_GOAL_
Copy the data below exactly, omitting any picture it contains.

## Start RECORDED INFORMATION

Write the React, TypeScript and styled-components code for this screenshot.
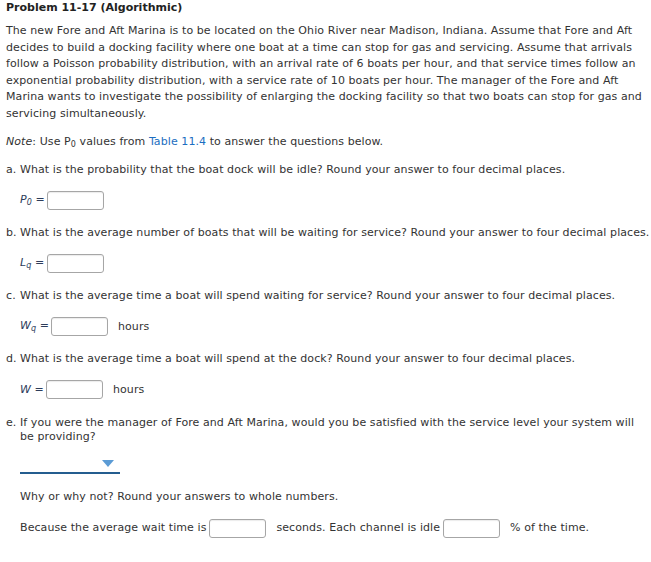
import React from "react";
import styled, { createGlobalStyle } from "styled-components";

const GlobalStyle = createGlobalStyle`
  body {
    margin: 0;
    background: #fff;
    color: #333;
    font-family: "DejaVu Sans", Verdana, sans-serif;
    font-size: 11px;
    letter-spacing: 0.08px;
  }
`;

const Page = styled.div`
  padding-left: 6px;
  box-sizing: border-box;
  width: 651px;
`;

const Title = styled.div`
  font-weight: bold;
  color: #222;
  line-height: 16px;
  letter-spacing: 0;
`;

const Intro = styled.p`
  margin: 7px 0 0;
  line-height: 16.6px;
`;

const Note = styled.p`
  margin: 11px 0 0;
  line-height: 16px;
`;

const Link = styled.span`
  color: #1c6ec1;
`;

const Question = styled.div<{ $gap: number }>`
  display: flex;
  margin-top: ${({ $gap }) => $gap}px;
  line-height: 14px;
`;

const Marker = styled.span`
  width: 14px;
  flex: none;
`;

const AnswerRow = styled.div`
  display: flex;
  align-items: center;
  gap: 4px;
  margin-top: 14px;
  padding-left: 14px;
  height: 19px;
`;

const Var = styled.span<{ $w: number }>`
  font-style: italic;
  color: #2d3c5a;
  width: ${({ $w }) => $w}px;
  white-space: nowrap;
`;

const Box = styled.input`
  width: 57px;
  height: 19px;
  box-sizing: border-box;
  border: 1px solid #a6a6a6;
  border-radius: 3px;
  box-shadow: inset 0 1px 1px rgba(0, 0, 0, 0.08);
  padding: 0;
  margin: 0;
`;

const Unit = styled.span`
  margin-left: 6px;
`;

const Sub = styled.span`
  font-size: 8px;
  vertical-align: -2px;
`;

const Block = styled.div`
  padding-left: 14px;
`;

const Select = styled.div`
  position: relative;
  width: 100px;
  height: 20px;
  margin-top: 8px;
  border-bottom: 2px solid #245d8f;
`;

const Caret = styled.svg`
  position: absolute;
  right: 6px;
  top: 8px;
`;

const Line = styled.div<{ $gap: number }>`
  line-height: 14px;
  margin-top: ${({ $gap }) => $gap}px;
  display: flex;
  align-items: center;
`;

const InlineBox = styled(Box)`
  margin: 0 10px 0 3px;
`;

export default function App() {
  return (
    <Page>
      <GlobalStyle />
      <Title>Problem 11-17 (Algorithmic)</Title>
      <Intro>
        The new Fore and Aft Marina is to be located on the Ohio River near Madison, Indiana. Assume that Fore and Aft
        decides to build a docking facility where one boat at a time can stop for gas and servicing. Assume that arrivals
        follow a Poisson probability distribution, with an arrival rate of 6 boats per hour, and that service times follow an
        exponential probability distribution, with a service rate of 10 boats per hour. The manager of the Fore and Aft
        Marina wants to investigate the possibility of enlarging the docking facility so that two boats can stop for gas and
        servicing simultaneously.
      </Intro>
      <Note>
        <i>Note</i>: Use P<Sub>0</Sub> values from <Link>Table 11.4</Link> to answer the questions below.
      </Note>

      <Question $gap={10}>
        <Marker>a.</Marker>
        <span>What is the probability that the boat dock will be idle? Round your answer to four decimal places.</span>
      </Question>
      <AnswerRow>
        <Var $w={23}>P<Sub>0</Sub> =</Var>
        <Box />
      </AnswerRow>

      <Question $gap={16}>
        <Marker>b.</Marker>
        <span>What is the average number of boats that will be waiting for service? Round your answer to four decimal places.</span>
      </Question>
      <AnswerRow>
        <Var $w={23}>L<Sub>q</Sub> =</Var>
        <Box />
      </AnswerRow>

      <Question $gap={16}>
        <Marker>c.</Marker>
        <span>What is the average time a boat will spend waiting for service? Round your answer to four decimal places.</span>
      </Question>
      <AnswerRow>
        <Var $w={27}>W<Sub>q</Sub> =</Var>
        <Box />
        <Unit>hours</Unit>
      </AnswerRow>

      <Question $gap={16}>
        <Marker>d.</Marker>
        <span>What is the average time a boat will spend at the dock? Round your answer to four decimal places.</span>
      </Question>
      <AnswerRow>
        <Var $w={22}>W =</Var>
        <Box />
        <Unit>hours</Unit>
      </AnswerRow>

      <Question $gap={17}>
        <Marker>e.</Marker>
        <span>
          If you were the manager of Fore and Aft Marina, would you be satisfied with the service level your system will
          be providing?
        </span>
      </Question>
      <Block>
        <Select>
          <Caret width="12" height="7" viewBox="0 0 12 7">
            <path d="M0 0 H12 L6 7 Z" fill="#5b9bd5" />
          </Caret>
        </Select>
        <Line $gap={16}>Why or why not? Round your answers to whole numbers.</Line>
        <Line $gap={15}>
          Because the average wait time is
          <InlineBox />
          seconds. Each channel is idle
          <InlineBox />
          % of the time.
        </Line>
      </Block>
    </Page>
  );
}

## End RECORDED INFORMATION

_REPLY TO THE EXERCISE_
Write the React, TypeScript and styled-components code for this screenshot.
import React from "react";
import styled, { createGlobalStyle } from "styled-components";

const GlobalStyle = createGlobalStyle`
  body {
    margin: 0;
    background: #fff;
    color: #333;
    font-family: "DejaVu Sans", Verdana, sans-serif;
    font-size: 11px;
    letter-spacing: 0.08px;
  }
`;

const Page = styled.div`
  padding-left: 6px;
  box-sizing: border-box;
  width: 651px;
`;

const Title = styled.div`
  font-weight: bold;
  color: #222;
  line-height: 16px;
  letter-spacing: 0;
`;

const Intro = styled.p`
  margin: 7px 0 0;
  line-height: 16.6px;
`;

const Note = styled.p`
  margin: 11px 0 0;
  line-height: 16px;
`;

const Link = styled.span`
  color: #1c6ec1;
`;

const Question = styled.div<{ $gap: number }>`
  display: flex;
  margin-top: ${({ $gap }) => $gap}px;
  line-height: 14px;
`;

const Marker = styled.span`
  width: 14px;
  flex: none;
`;

const AnswerRow = styled.div`
  display: flex;
  align-items: center;
  gap: 4px;
  margin-top: 14px;
  padding-left: 14px;
  height: 19px;
`;

const Var = styled.span<{ $w: number }>`
  font-style: italic;
  color: #2d3c5a;
  width: ${({ $w }) => $w}px;
  white-space: nowrap;
`;

const Box = styled.input`
  width: 57px;
  height: 19px;
  box-sizing: border-box;
  border: 1px solid #a6a6a6;
  border-radius: 3px;
  box-shadow: inset 0 1px 1px rgba(0, 0, 0, 0.08);
  padding: 0;
  margin: 0;
`;

const Unit = styled.span`
  margin-left: 6px;
`;

const Sub = styled.span`
  font-size: 8px;
  vertical-align: -2px;
`;

const Block = styled.div`
  padding-left: 14px;
`;

const Select = styled.div`
  position: relative;
  width: 100px;
  height: 20px;
  margin-top: 8px;
  border-bottom: 2px solid #245d8f;
`;

const Caret = styled.svg`
  position: absolute;
  right: 6px;
  top: 8px;
`;

const Line = styled.div<{ $gap: number }>`
  line-height: 14px;
  margin-top: ${({ $gap }) => $gap}px;
  display: flex;
  align-items: center;
`;

const InlineBox = styled(Box)`
  margin: 0 10px 0 3px;
`;

export default function App() {
  return (
    <Page>
      <GlobalStyle />
      <Title>Problem 11-17 (Algorithmic)</Title>
      <Intro>
        The new Fore and Aft Marina is to be located on the Ohio River near Madison, Indiana. Assume that Fore and Aft
        decides to build a docking facility where one boat at a time can stop for gas and servicing. Assume that arrivals
        follow a Poisson probability distribution, with an arrival rate of 6 boats per hour, and that service times follow an
        exponential probability distribution, with a service rate of 10 boats per hour. The manager of the Fore and Aft
        Marina wants to investigate the possibility of enlarging the docking facility so that two boats can stop for gas and
        servicing simultaneously.
      </Intro>
      <Note>
        <i>Note</i>: Use P<Sub>0</Sub> values from <Link>Table 11.4</Link> to answer the questions below.
      </Note>

      <Question $gap={10}>
        <Marker>a.</Marker>
        <span>What is the probability that the boat dock will be idle? Round your answer to four decimal places.</span>
      </Question>
      <AnswerRow>
        <Var $w={23}>P<Sub>0</Sub> =</Var>
        <Box />
      </AnswerRow>

      <Question $gap={16}>
        <Marker>b.</Marker>
        <span>What is the average number of boats that will be waiting for service? Round your answer to four decimal places.</span>
      </Question>
      <AnswerRow>
        <Var $w={23}>L<Sub>q</Sub> =</Var>
        <Box />
      </AnswerRow>

      <Question $gap={16}>
        <Marker>c.</Marker>
        <span>What is the average time a boat will spend waiting for service? Round your answer to four decimal places.</span>
      </Question>
      <AnswerRow>
        <Var $w={27}>W<Sub>q</Sub> =</Var>
        <Box />
        <Unit>hours</Unit>
      </AnswerRow>

      <Question $gap={16}>
        <Marker>d.</Marker>
        <span>What is the average time a boat will spend at the dock? Round your answer to four decimal places.</span>
      </Question>
      <AnswerRow>
        <Var $w={22}>W =</Var>
        <Box />
        <Unit>hours</Unit>
      </AnswerRow>

      <Question $gap={17}>
        <Marker>e.</Marker>
        <span>
          If you were the manager of Fore and Aft Marina, would you be satisfied with the service level your system will
          be providing?
        </span>
      </Question>
      <Block>
        <Select>
          <Caret width="12" height="7" viewBox="0 0 12 7">
            <path d="M0 0 H12 L6 7 Z" fill="#5b9bd5" />
          </Caret>
        </Select>
        <Line $gap={16}>Why or why not? Round your answers to whole numbers.</Line>
        <Line $gap={15}>
          Because the average wait time is
          <InlineBox />
          seconds. Each channel is idle
          <InlineBox />
          % of the time.
        </Line>
      </Block>
    </Page>
  );
}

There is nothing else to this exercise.